Return each line of the data below verbatim; pictures are to be left out.

▶ Data provided:
····················

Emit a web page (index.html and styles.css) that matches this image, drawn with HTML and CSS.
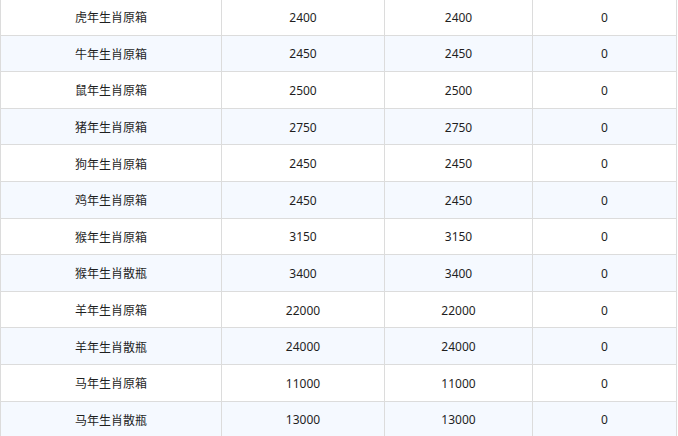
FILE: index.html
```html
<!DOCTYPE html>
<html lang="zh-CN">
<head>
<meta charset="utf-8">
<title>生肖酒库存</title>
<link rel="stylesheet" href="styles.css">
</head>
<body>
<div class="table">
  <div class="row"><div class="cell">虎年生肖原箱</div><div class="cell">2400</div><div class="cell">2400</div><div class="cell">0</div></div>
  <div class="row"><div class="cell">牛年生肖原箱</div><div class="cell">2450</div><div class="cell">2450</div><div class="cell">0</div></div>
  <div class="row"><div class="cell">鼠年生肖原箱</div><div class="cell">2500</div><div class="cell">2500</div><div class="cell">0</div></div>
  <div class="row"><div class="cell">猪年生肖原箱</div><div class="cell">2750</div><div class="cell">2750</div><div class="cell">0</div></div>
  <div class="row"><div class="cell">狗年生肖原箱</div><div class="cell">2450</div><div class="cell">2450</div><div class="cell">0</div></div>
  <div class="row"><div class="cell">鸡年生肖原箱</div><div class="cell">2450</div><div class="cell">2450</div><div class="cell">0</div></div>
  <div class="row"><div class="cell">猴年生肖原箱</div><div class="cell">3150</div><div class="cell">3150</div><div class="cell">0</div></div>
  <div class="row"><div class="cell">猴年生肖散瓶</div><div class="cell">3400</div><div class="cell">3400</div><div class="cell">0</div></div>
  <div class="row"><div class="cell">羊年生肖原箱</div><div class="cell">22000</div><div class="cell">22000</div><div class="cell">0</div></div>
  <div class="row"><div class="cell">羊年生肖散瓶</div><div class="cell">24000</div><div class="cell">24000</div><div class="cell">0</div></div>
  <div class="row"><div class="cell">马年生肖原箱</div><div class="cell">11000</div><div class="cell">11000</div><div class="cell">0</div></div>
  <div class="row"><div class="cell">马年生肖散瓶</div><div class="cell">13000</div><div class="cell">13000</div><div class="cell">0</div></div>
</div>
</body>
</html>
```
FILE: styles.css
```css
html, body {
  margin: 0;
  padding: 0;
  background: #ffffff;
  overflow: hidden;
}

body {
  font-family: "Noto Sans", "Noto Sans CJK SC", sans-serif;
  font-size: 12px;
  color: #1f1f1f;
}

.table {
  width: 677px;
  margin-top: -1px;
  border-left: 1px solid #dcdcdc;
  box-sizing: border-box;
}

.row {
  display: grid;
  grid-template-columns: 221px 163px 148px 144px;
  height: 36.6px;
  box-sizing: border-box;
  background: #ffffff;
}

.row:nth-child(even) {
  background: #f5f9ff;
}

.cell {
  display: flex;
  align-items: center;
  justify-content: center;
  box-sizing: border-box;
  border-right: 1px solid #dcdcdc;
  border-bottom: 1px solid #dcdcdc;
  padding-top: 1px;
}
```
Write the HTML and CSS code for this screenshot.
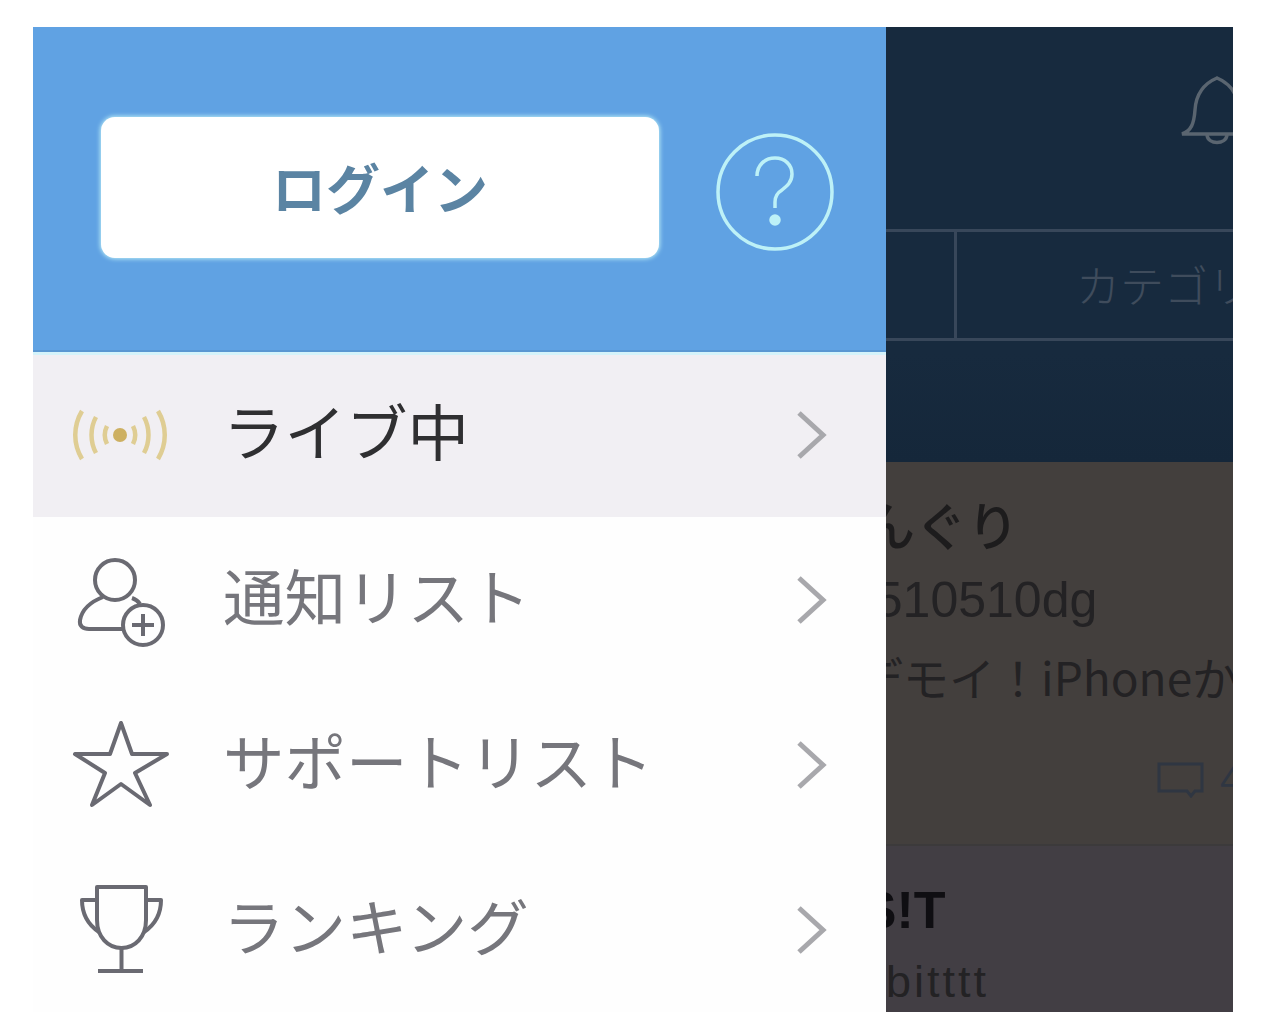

····················

▶ Exercise result:
Emit a web page (index.html and styles.css) that matches this image, drawn with HTML and CSS.
FILE: index.html
```html
<!DOCTYPE html>
<html lang="zh-CN">
<head>
<meta charset="utf-8">
<title>生肖酒库存</title>
<link rel="stylesheet" href="styles.css">
</head>
<body>
<div class="table">
  <div class="row"><div class="cell">虎年生肖原箱</div><div class="cell">2400</div><div class="cell">2400</div><div class="cell">0</div></div>
  <div class="row"><div class="cell">牛年生肖原箱</div><div class="cell">2450</div><div class="cell">2450</div><div class="cell">0</div></div>
  <div class="row"><div class="cell">鼠年生肖原箱</div><div class="cell">2500</div><div class="cell">2500</div><div class="cell">0</div></div>
  <div class="row"><div class="cell">猪年生肖原箱</div><div class="cell">2750</div><div class="cell">2750</div><div class="cell">0</div></div>
  <div class="row"><div class="cell">狗年生肖原箱</div><div class="cell">2450</div><div class="cell">2450</div><div class="cell">0</div></div>
  <div class="row"><div class="cell">鸡年生肖原箱</div><div class="cell">2450</div><div class="cell">2450</div><div class="cell">0</div></div>
  <div class="row"><div class="cell">猴年生肖原箱</div><div class="cell">3150</div><div class="cell">3150</div><div class="cell">0</div></div>
  <div class="row"><div class="cell">猴年生肖散瓶</div><div class="cell">3400</div><div class="cell">3400</div><div class="cell">0</div></div>
  <div class="row"><div class="cell">羊年生肖原箱</div><div class="cell">22000</div><div class="cell">22000</div><div class="cell">0</div></div>
  <div class="row"><div class="cell">羊年生肖散瓶</div><div class="cell">24000</div><div class="cell">24000</div><div class="cell">0</div></div>
  <div class="row"><div class="cell">马年生肖原箱</div><div class="cell">11000</div><div class="cell">11000</div><div class="cell">0</div></div>
  <div class="row"><div class="cell">马年生肖散瓶</div><div class="cell">13000</div><div class="cell">13000</div><div class="cell">0</div></div>
</div>
</body>
</html>
```
FILE: styles.css
```css
html, body {
  margin: 0;
  padding: 0;
  background: #ffffff;
  overflow: hidden;
}

body {
  font-family: "Noto Sans", "Noto Sans CJK SC", sans-serif;
  font-size: 12px;
  color: #1f1f1f;
}

.table {
  width: 677px;
  margin-top: -1px;
  border-left: 1px solid #dcdcdc;
  box-sizing: border-box;
}

.row {
  display: grid;
  grid-template-columns: 221px 163px 148px 144px;
  height: 36.6px;
  box-sizing: border-box;
  background: #ffffff;
}

.row:nth-child(even) {
  background: #f5f9ff;
}

.cell {
  display: flex;
  align-items: center;
  justify-content: center;
  box-sizing: border-box;
  border-right: 1px solid #dcdcdc;
  border-bottom: 1px solid #dcdcdc;
  padding-top: 1px;
}
```
Write the HTML and CSS code for this screenshot.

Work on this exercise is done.